При чтении он поглощен только узнаванием отдельных букв. У меня с ним двойная работа. Я учу мальчика, как читать по слогам и как переключать внимание на смысл прочитанного. Ой, какая нужна тут кропотливая работа! Но я все время доброжелателен, осторожно поправляю, замечаю каждый малейший успех мальчика и вселяю в него веру, что он научится читать хорошо. И детей тоже настраиваю, чтобы они были чутки и внимательны к Бондо. Вся эта терпеливая, осторожная работа с Бондо по формированию навыка чтения продолжится, по всей вероятности, еще несколько месяцев. А тем временем мне еще нужно развить у мальчика желание к чтению, интерес к чтению. Иначе может получиться так, что в конце концов Бондо овладеет навыком чтения, однако само чтение для него не будет иметь никакой притягательной силы. Каждый день, вслед за слоговым чтением, я читаю мальчику какую-нибудь сказку, стишки, отрывок из детской книжки. Бондо охотно остается после занятий и заранее обязательно спрашивает: «А потом вы прочтете мне сказку?» У меня есть еще один секрет: я порой рассказываю и пересказываю ему содержание маленьких книжек, которые позже я дам ему читать. Это усилит его стремление к чтению, потому что облегчит понимание прочитанного.

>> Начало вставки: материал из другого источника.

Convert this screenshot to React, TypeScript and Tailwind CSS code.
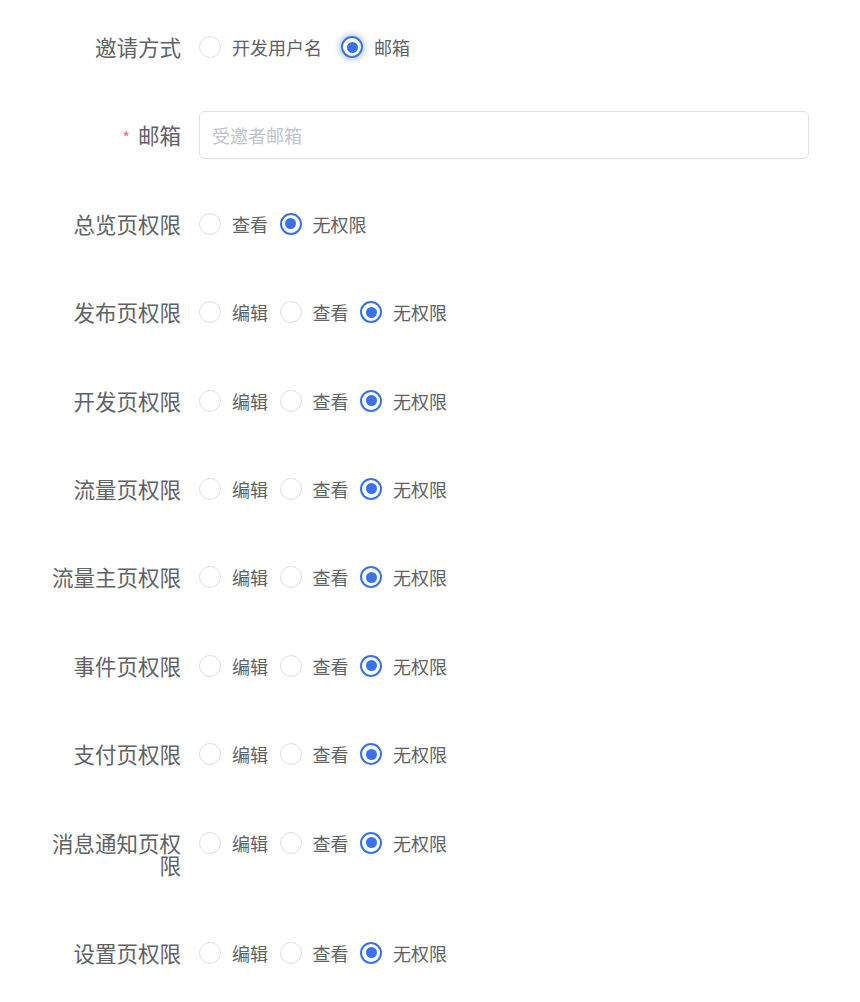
import React from 'react';

type Option = { label: string; checked?: boolean };

const FONT = { fontFamily: '"Noto Sans CJK SC", "Noto Sans", sans-serif' };

const Radio: React.FC<{ option: Option; glow?: boolean; gap: string }> = ({ option, glow, gap }) => (
    <label className={`flex items-center ${gap}`}>
        {option.checked ? (
            <span
                className={`w-[22px] h-[22px] rounded-full border-2 border-[#3a73e8] flex items-center justify-center bg-white ${
                    glow ? 'shadow-[0_0_4px_3px_rgba(58,115,232,0.25)]' : ''
                }`}
            >
                <span className="w-[11px] h-[11px] rounded-full bg-[#3a73e8]" />
            </span>
        ) : (
            <span className="w-[22px] h-[22px] rounded-full border border-[#dcdfe6] bg-white" />
        )}
        <span className="ml-[11px] text-[18px] leading-[22px] text-[#606266]">{option.label}</span>
    </label>
);

const FormRow: React.FC<{ label: string; required?: boolean; children: React.ReactNode }> = ({ label, required, children }) => (
    <div className="flex items-start mb-[40.4px]">
        <div className="ml-[49px] w-[132px] shrink-0 py-[13px] text-right text-[21.5px] leading-[22px] text-[#606266]">
            {required && <span className="inline-block text-[#f56c6c] text-[16px] leading-[16px] mr-[8px]">*</span>}
            {label}
        </div>
        <div className="ml-[18px] h-[48px] flex items-center">{children}</div>
    </div>
);

const permissions: { label: string; hasEdit: boolean }[] = [
    { label: '总览页权限', hasEdit: false },
    { label: '发布页权限', hasEdit: true },
    { label: '开发页权限', hasEdit: true },
    { label: '流量页权限', hasEdit: true },
    { label: '流量主页权限', hasEdit: true },
    { label: '事件页权限', hasEdit: true },
    { label: '支付页权限', hasEdit: true },
    { label: '消息通知页权限', hasEdit: true },
    { label: '设置页权限', hasEdit: true },
];

export default function App() {
    return (
        <div className="min-h-screen bg-white pt-[23px]" style={FONT}>
            <FormRow label="邀请方式">
                <Radio option={{ label: '开发用户名' }} gap="mr-[19px]" />
                <Radio option={{ label: '邮箱', checked: true }} glow gap="" />
            </FormRow>

            <FormRow label="邮箱" required>
                <input
                    className="w-[610px] h-[48px] border border-[#dcdfe6] rounded-[6px] px-[12px] text-[18px] text-[#606266] outline-none placeholder:text-[#c0c4cc]"
                    placeholder="受邀者邮箱"
                    style={FONT}
                />
            </FormRow>

            {permissions.map((p) => (
                <FormRow key={p.label} label={p.label}>
                    {p.hasEdit && <Radio option={{ label: '编辑' }} gap="mr-[11.5px]" />}
                    <Radio option={{ label: '查看' }} gap="mr-[11.5px]" />
                    <Radio option={{ label: '无权限', checked: true }} gap="" />
                </FormRow>
            ))}
        </div>
    );
}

Чтобы дети полюбили читать, им еще нужно говорить о книге, как о человеке, добром, умном, мудром человеке, умеющем дружить, помогать, радовать. Нужно еще, чтобы дети видели, что их педагог тоже читает, книга сопровождает его постоянно.
— Что это за книга у Вас на столе? — то и дело спрашивают меня дети.
— Восьмой том сочинений Ушинского!
— А кто был Ушинский?
И я охотно пускаюсь в объяснения.
— Ушинский — великий педагог! Я читаю его сочинения, чтобы знать, как вас лучше учить и воспитывать!
— А Вы разве не знаете, как нас воспитывать?
— Вот прочту эту книгу и буду знать лучше!
Все хотят потрогать восьмой том Ушинского, полистать — там у меня заметки на полях, вкладыши...
Вот что я имею в виду, думая об углублении знаний детей, об усовершенствовании навыков...
Писал ли Гогебашвили стихи?
Парк, по которому я иду в школу, кончился.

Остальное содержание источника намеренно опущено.